What a lovely offering of words, Kelly. May the Lord continue to comfort you as you do your "grief work" and may He continue to hold you in His darkness of "velvet love."
Thanks 🙂
There is something comforting about night now – everything's done ( or all that's going to get done) – and I can just rest, invite the healer in to treat our wounds of the day – to bind them up – and, it just wows me that God knew we needed a husband to comfort us like that! beautiful photo and poem full of real!
I heard an evening prayer once (benedictine, maybe?) : What is done has been done, what has not been done, has not been done, Let it go. Seems like a good way to end the day.
Hi Kelly! I can just sigh and see myself in that doorway at night. The end of the day means "I made it. There's hope." And give myself to the One who made me.
From Unforced Rhythms,
Ceil
Too many days, I'm too tired by the end to think anything! This was a rare night when our older kids were away and the twins already in bed. Thanks for stopping by!
Oh… Kelly. Came by from Unforced Rhythms and this… oh… this. I get it. And your lack of fear of grief, of dark, your allowing it to embrace you (and thereby allowing Jesus ((and your husband)) to encounter you in it)… it's just rich. Not to mention beautifully written. Thank you for this. Wow. Just wow. What a gift.
Thank you Dana. I realized that night that THIS is what God had been preparing me for all last year as I walked through a time of deep darkness. It took a long time for me to get over my fear, a long time to trust God's guiding presence, but now I'm so grateful for the gift of knowing how sweet the darkness can be. Thanks for your kind words.

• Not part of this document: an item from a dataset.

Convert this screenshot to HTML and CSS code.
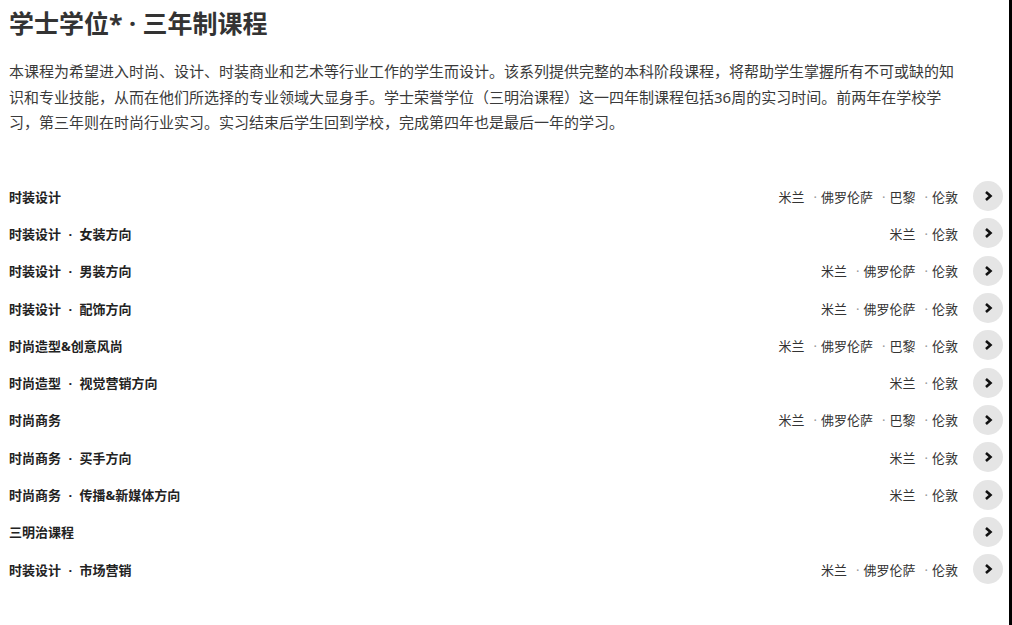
FILE: index.html
```html
<!DOCTYPE html>
<html lang="zh-CN">
<head>
    <meta charset="UTF-8">
    <meta name="viewport" content="width=device-width, initial-scale=1.0">
    <title>学士学位 · 三年制课程</title>
    <link rel="stylesheet" href="styles.css">
</head>
<body>
    <div class="page">
        <h1 class="title">学士学位* · 三年制课程</h1>
        <p class="intro">本课程为希望进入时尚、设计、时装商业和艺术等行业工作的学生而设计。该系列提供完整的本科阶段课程，将帮助学生掌握所有不可或缺的知识和专业技能，从而在他们所选择的专业领域大显身手。学士荣誉学位（三明治课程）这一四年制课程包括36周的实习时间。前两年在学校学习，第三年则在时尚行业实习。实习结束后学生回到学校，完成第四年也是最后一年的学习。</p>

        <ul class="course-list">
            <li class="course">
                <span class="course-name">时装设计</span>
                <span class="cities">米兰<i>·</i>佛罗伦萨<i>·</i>巴黎<i>·</i>伦敦</span>
                <span class="go"><svg viewBox="0 0 14 14"><polyline points="5,3 9.5,7 5,11"/></svg></span>
            </li>
            <li class="course">
                <span class="course-name">时装设计 · 女装方向</span>
                <span class="cities">米兰<i>·</i>伦敦</span>
                <span class="go"><svg viewBox="0 0 14 14"><polyline points="5,3 9.5,7 5,11"/></svg></span>
            </li>
            <li class="course">
                <span class="course-name">时装设计 · 男装方向</span>
                <span class="cities">米兰<i>·</i>佛罗伦萨<i>·</i>伦敦</span>
                <span class="go"><svg viewBox="0 0 14 14"><polyline points="5,3 9.5,7 5,11"/></svg></span>
            </li>
            <li class="course">
                <span class="course-name">时装设计 · 配饰方向</span>
                <span class="cities">米兰<i>·</i>佛罗伦萨<i>·</i>伦敦</span>
                <span class="go"><svg viewBox="0 0 14 14"><polyline points="5,3 9.5,7 5,11"/></svg></span>
            </li>
            <li class="course">
                <span class="course-name">时尚造型&amp;创意风尚</span>
                <span class="cities">米兰<i>·</i>佛罗伦萨<i>·</i>巴黎<i>·</i>伦敦</span>
                <span class="go"><svg viewBox="0 0 14 14"><polyline points="5,3 9.5,7 5,11"/></svg></span>
            </li>
            <li class="course">
                <span class="course-name">时尚造型 · 视觉营销方向</span>
                <span class="cities">米兰<i>·</i>伦敦</span>
                <span class="go"><svg viewBox="0 0 14 14"><polyline points="5,3 9.5,7 5,11"/></svg></span>
            </li>
            <li class="course">
                <span class="course-name">时尚商务</span>
                <span class="cities">米兰<i>·</i>佛罗伦萨<i>·</i>巴黎<i>·</i>伦敦</span>
                <span class="go"><svg viewBox="0 0 14 14"><polyline points="5,3 9.5,7 5,11"/></svg></span>
            </li>
            <li class="course">
                <span class="course-name">时尚商务 · 买手方向</span>
                <span class="cities">米兰<i>·</i>伦敦</span>
                <span class="go"><svg viewBox="0 0 14 14"><polyline points="5,3 9.5,7 5,11"/></svg></span>
            </li>
            <li class="course">
                <span class="course-name">时尚商务 · 传播&amp;新媒体方向</span>
                <span class="cities">米兰<i>·</i>伦敦</span>
                <span class="go"><svg viewBox="0 0 14 14"><polyline points="5,3 9.5,7 5,11"/></svg></span>
            </li>
            <li class="course">
                <span class="course-name">三明治课程</span>
                <span class="cities"></span>
                <span class="go"><svg viewBox="0 0 14 14"><polyline points="5,3 9.5,7 5,11"/></svg></span>
            </li>
            <li class="course">
                <span class="course-name">时装设计 · 市场营销</span>
                <span class="cities">米兰<i>·</i>佛罗伦萨<i>·</i>伦敦</span>
                <span class="go"><svg viewBox="0 0 14 14"><polyline points="5,3 9.5,7 5,11"/></svg></span>
            </li>
        </ul>
    </div>
</body>
</html>
```

FILE: styles.css
```css
* {
    box-sizing: border-box;
}
html {
    background: #fff;
}
body {
    margin: 0;
    font-family: "Noto Sans", "Noto Sans CJK SC", sans-serif;
    color: #333;
}
.page {
    min-height: 625px;
    padding: 6px 6px 0 9px;
    border-right: 3px solid #000;
}
.title {
    margin: 0;
    font-size: 25px;
    line-height: 34px;
    font-weight: bold;
    color: #333;
}
.intro {
    margin: 19px 0 0;
    max-width: 956px;
    font-size: 15px;
    line-height: 25.5px;
    color: #3a3a3a;
}
.course-list {
    list-style: none;
    margin: 42px 0 0;
    padding: 0;
}
.course {
    display: flex;
    align-items: center;
    height: 37.3px;
}
.course-name {
    flex: 1;
    font-size: 13px;
    font-weight: bold;
    color: #222;
    word-spacing: 4px;
}
.cities {
    font-size: 13px;
    color: #333;
    margin-right: 15px;
}
.cities i {
    font-style: normal;
    color: #999;
    margin: 0 4px 0 9px;
}
.go {
    width: 30px;
    height: 30px;
    border-radius: 50%;
    background: #e5e5e5;
    display: flex;
    align-items: center;
    justify-content: center;
}
.go svg {
    width: 14px;
    height: 14px;
    fill: none;
    stroke: #111;
    stroke-width: 2.6;
}
```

Wow, the sweetness of darkness. I'm not sure I've yet seen it as a comfort, until these words. Kelly, really, I don't wish to sound like a broken record, but – your poetry is so moving and clear. All of this, these beautiful words, sweeps me up in a deep knowing, even if we bear some different griefs. Your imagery is so timely for me today, friend, as I prepare to see my counselor. I have walked in and out of darkness these past few years, and I sense I'm heading back in, at least in some regards – facing old and present griefs again. And this, in particular, speaks to me:
"You will lie down
on your bed, half curled
around the old, old wound,
with your face turned toward
the windows. Weeping,
your eyes will search
outlines of trees, the few
bright stars captured in your
window’s frame."
I can't tell you what a comfort it is to read this. And also, I'm encouraged by your bravery in facing the dark, the old, old wounds, of no longer fearing it. I pray I can take that with me today and the days to come.
Isn't it good to have friends on the journey together? I do want to be clear, though, I am still afraid of the old wounds, they still hold power over me, but the darkness (the not knowing of how or when I will move through this place of pain) is no longer frightening to me. I believe God reveals wounds slowly, one bit at a time, just as we are ready to face them.
Your poetry, Kelly, never ceases to move me in ways I didn't even know I needed moving. So, so blessed to know you friend.